A corridor was lined with fun information about the different varietals. This is the artist’s vision for Argentina’s Malbec.

The wine museum’s admission price included a tasting of three different wines, with an explanation of what you are drinking, plus a coupon for a free port tonic in one of the museum’s many restaurants.

Of the cork and chocolate museums, can you guess which was my favorite? Which one had the best free samples?

I found the chocolate museum’s South American creation myth video so delightful, I stood there and recorded it for those of you who will never visit Porto. (You’re welcome)
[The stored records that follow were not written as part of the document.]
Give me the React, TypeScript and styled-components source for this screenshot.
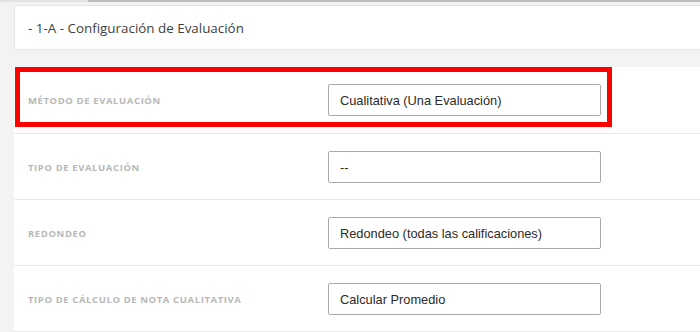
import React from 'react';
import styled, { createGlobalStyle } from 'styled-components';

const GlobalStyle = createGlobalStyle`
  html, body {
    margin: 0;
    padding: 0;
    background: #f3f3f3;
    overflow: hidden;
  }
  * {
    box-sizing: border-box;
  }
`;

const Page = styled.div`
  width: 700px;
  height: 332px;
  overflow: hidden;
  background: #f3f3f3;
  display: flex;
  flex-direction: column;
`;

const TopStrip = styled.div`
  height: 2px;
  flex: none;
  display: flex;
`;

const StripPart = styled.div<{ $dark?: boolean }>`
  height: 100%;
  width: ${(p) => (p.$dark ? 'auto' : '88px')};
  flex: ${(p) => (p.$dark ? '1' : 'none')};
  background: ${(p) => (p.$dark ? '#bdbdbd' : '#e2e2e2')};
`;

const Content = styled.div`
  flex: none;
  padding: 3px 0 0 14px;
  display: flex;
  flex-direction: column;
  gap: 17px;
`;

const HeaderCard = styled.div`
  height: 45px;
  flex: none;
  background: #fff;
  border: 1px solid #e6e6e6;
  border-right: none;
  border-radius: 2px 0 0 2px;
  display: flex;
  align-items: center;
  padding-left: 13px;
`;

const HeaderTitle = styled.span`
  font-family: 'Open Sans', 'DejaVu Sans', sans-serif;
  font-size: 13.4px;
  color: #3c3f44;
  padding-top: 1px;
`;

const Panel = styled.div`
  flex: none;
  background: #fff;
  display: flex;
  flex-direction: column;
`;

const Row = styled.div`
  position: relative;
  flex: none;
  display: flex;
  align-items: center;
  padding: 17px 0 16px 14px;
  border-bottom: 1px solid #e9e9e9;

  &:first-child {
    padding-bottom: 17px;
  }
`;

const Label = styled.div`
  width: 300px;
  font-family: 'Open Sans', 'DejaVu Sans', sans-serif;
  font-size: 9.5px;
  font-weight: 700;
  letter-spacing: 0.6px;
  color: #b8b8b8;
  text-transform: uppercase;
`;

const Field = styled.div`
  width: 273px;
  height: 32px;
  border: 1px solid #a9a9a9;
  border-radius: 2px;
  display: flex;
  align-items: center;
  padding-left: 11px;
  font-family: 'Liberation Sans', Arial, sans-serif;
  font-size: 12.8px;
  color: #2b2b2b;
`;

const Highlight = styled.div`
  position: absolute;
  left: 1px;
  top: 0;
  width: 597px;
  height: 60px;
  border: 5px solid #ff0000;
  pointer-events: none;
`;

interface Setting {
  label: string;
  value: string;
  highlighted?: boolean;
}

const settings: Setting[] = [
  { label: 'Método de evaluación', value: 'Cualitativa (Una Evaluación)', highlighted: true },
  { label: 'Tipo de evaluación', value: '--' },
  { label: 'Redondeo', value: 'Redondeo (todas las calificaciones)' },
  { label: 'Tipo de cálculo de nota cualitativa', value: 'Calcular Promedio' },
];

export default function App() {
  return (
    <>
      <GlobalStyle />
      <Page>
        <TopStrip>
          <StripPart />
          <StripPart $dark />
        </TopStrip>
        <Content>
          <HeaderCard>
            <HeaderTitle>- 1-A - Configuración de Evaluación</HeaderTitle>
          </HeaderCard>
          <Panel>
            {settings.map((s) => (
              <Row key={s.label}>
                <Label>{s.label}</Label>
                <Field>{s.value}</Field>
                {s.highlighted && <Highlight />}
              </Row>
            ))}
          </Panel>
        </Content>
      </Page>
    </>
  );
}
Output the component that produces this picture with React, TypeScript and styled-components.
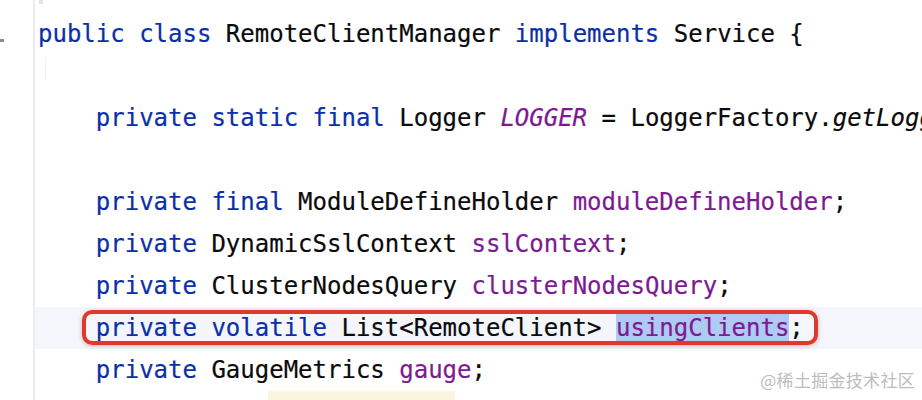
import styled, { createGlobalStyle, css } from "styled-components";

const GlobalStyle = createGlobalStyle`
  html, body {
    margin: 0;
    padding: 0;
    background: #ffffff;
  }
  body {
    width: 922px;
    height: 400px;
    overflow: hidden;
  }
`;

type Kind = "kw" | "plain" | "field" | "static" | "call";

type Token = {
  text: string;
  kind: Kind;
  selected?: boolean;
};

type CodeLine = {
  tokens: Token[];
  current?: boolean;
  boxed?: boolean;
};

const colors: Record<Kind, string> = {
  kw: "#0b2fa8",
  plain: "#0a0a0a",
  field: "#7d1a91",
  static: "#7d1a91",
  call: "#0a0a0a",
};

const Editor = styled.div`
  position: relative;
  display: flex;
  width: 922px;
  height: 400px;
  overflow: hidden;
  background: #ffffff;
`;

const Gutter = styled.div`
  position: relative;
  flex: 0 0 33px;
  border-right: 2px solid #ebebeb;
`;

const FoldMark = styled.span`
  position: absolute;
  left: 0;
  top: 39px;
  width: 4px;
  height: 3px;
  background: #8c8c8c;
`;

const Code = styled.div`
  position: relative;
  flex: 1;
  padding-top: 13px;
  font-family: "DejaVu Sans Mono", "Liberation Mono", monospace;
  font-size: 24px;
  white-space: pre;
  -webkit-text-stroke: 0.2px currentColor;
`;

const TopStub = styled.span`
  position: absolute;
  left: 4px;
  top: 0;
  width: 4px;
  height: 4px;
  background: #e4e4e4;
`;

const IndentGuide = styled.span`
  position: absolute;
  left: 10px;
  top: 58px;
  width: 1px;
  height: 22px;
  background: #efefef;
`;

const Line = styled.div<{ $current?: boolean }>`
  height: 42px;
  line-height: 42px;
  padding-left: 3px;
  ${(p) =>
    p.$current &&
    css`
      background: #f4f6fb;
    `}
`;

const Boxed = styled.span`
  position: relative;
  &::after {
    content: "";
    position: absolute;
    left: -14px;
    right: -14px;
    top: -4px;
    bottom: -3px;
    border: 4px solid #e0392b;
    border-radius: 10px;
    box-shadow: 0 1px 4px rgba(120, 30, 20, 0.3);
    pointer-events: none;
  }
`;

const Tok = styled.span<{ $kind: Kind; $selected?: boolean }>`
  color: ${(p) => colors[p.$kind]};
  font-style: ${(p) =>
    p.$kind === "static" || p.$kind === "call" ? "italic" : "normal"};
  ${(p) =>
    p.$selected &&
    css`
      background: #aecbf3;
    `}
`;

const PendingMark = styled.span`
  display: inline-block;
  margin-left: 230px;
  width: 187px;
  height: 42px;
  vertical-align: top;
  background: #fcf5de;
`;

const Watermark = styled.div`
  position: absolute;
  right: 7px;
  bottom: 8px;
  font-family: "Noto Sans CJK SC", "Noto Sans", sans-serif;
  font-size: 17px;
  color: #bdbdbd;
  letter-spacing: 0.3px;
`;

const IND = "    ";

const kw = (text: string): Token => ({ text, kind: "kw" });
const pl = (text: string): Token => ({ text, kind: "plain" });
const fd = (text: string, selected?: boolean): Token => ({
  text,
  kind: "field",
  selected,
});

const lines: CodeLine[] = [
  {
    tokens: [
      kw("public class"),
      pl(" RemoteClientManager "),
      kw("implements"),
      pl(" Service {"),
    ],
  },
  { tokens: [] },
  {
    tokens: [
      pl(IND),
      kw("private static final"),
      pl(" Logger "),
      { text: "LOGGER", kind: "static" },
      pl(" = LoggerFactory."),
      { text: "getLogger", kind: "call" },
      pl("(RemoteClientManager.class);"),
    ],
  },
  { tokens: [] },
  {
    tokens: [
      pl(IND),
      kw("private final"),
      pl(" ModuleDefineHolder "),
      fd("moduleDefineHolder"),
      pl(";"),
    ],
  },
  {
    tokens: [
      pl(IND),
      kw("private"),
      pl(" DynamicSslContext "),
      fd("sslContext"),
      pl(";"),
    ],
  },
  {
    tokens: [
      pl(IND),
      kw("private"),
      pl(" ClusterNodesQuery "),
      fd("clusterNodesQuery"),
      pl(";"),
    ],
  },
  {
    current: true,
    boxed: true,
    tokens: [
      kw("private volatile"),
      pl(" List<RemoteClient> "),
      fd("usingClients", true),
      pl(";"),
    ],
  },
  {
    tokens: [pl(IND), kw("private"), pl(" GaugeMetrics "), fd("gauge"), pl(";")],
  },
];

const renderTokens = (tokens: Token[]) =>
  tokens.map((t, i) => (
    <Tok key={i} $kind={t.kind} $selected={t.selected}>
      {t.text}
    </Tok>
  ));

export default function App() {
  return (
    <>
      <GlobalStyle />
      <Editor>
        <Gutter>
          <FoldMark />
        </Gutter>
        <Code>
          <TopStub />
          <IndentGuide />
          {lines.map((l, i) => (
            <Line key={i} $current={l.current}>
              {l.boxed ? (
                <>
                  {IND}
                  <Boxed>{renderTokens(l.tokens)}</Boxed>
                </>
              ) : (
                renderTokens(l.tokens)
              )}
            </Line>
          ))}
          <Line>
            <PendingMark />
          </Line>
        </Code>
        <Watermark>@稀土掘金技术社区</Watermark>
      </Editor>
    </>
  );
}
The museum was across the river from our hotel, so I walked across both levels of the bridge…the top, with its panoramic view.

On the way back, I took the “low road” so I could deposit the remainder of Mike’s ashes in the Douro River, because we had also stopped there in 2003. Back then, we had the bridge all to ourselves, and cameras didn’t have “selfie” options.

September 2003

Barb, Pam and I are being picked up at 9 AM for our 12:30 direct flight to Newark. Because breakfast is at 7 and the market opens at 8, I figured I’d have enough time to do a quick swing through. Despite the rain, I made the 7 minute walk to Bolhão. Although the posted hours indicated the market was open, it appears no one bothered to tell the vendors.

Not a problem. I know where I can find dry clothes, and I still have enough time to change into them!

Although there is much more to say about this wonderful city, our fantastic tour and my amazing travel companions, this post is already quite long and we are on our way to the airport.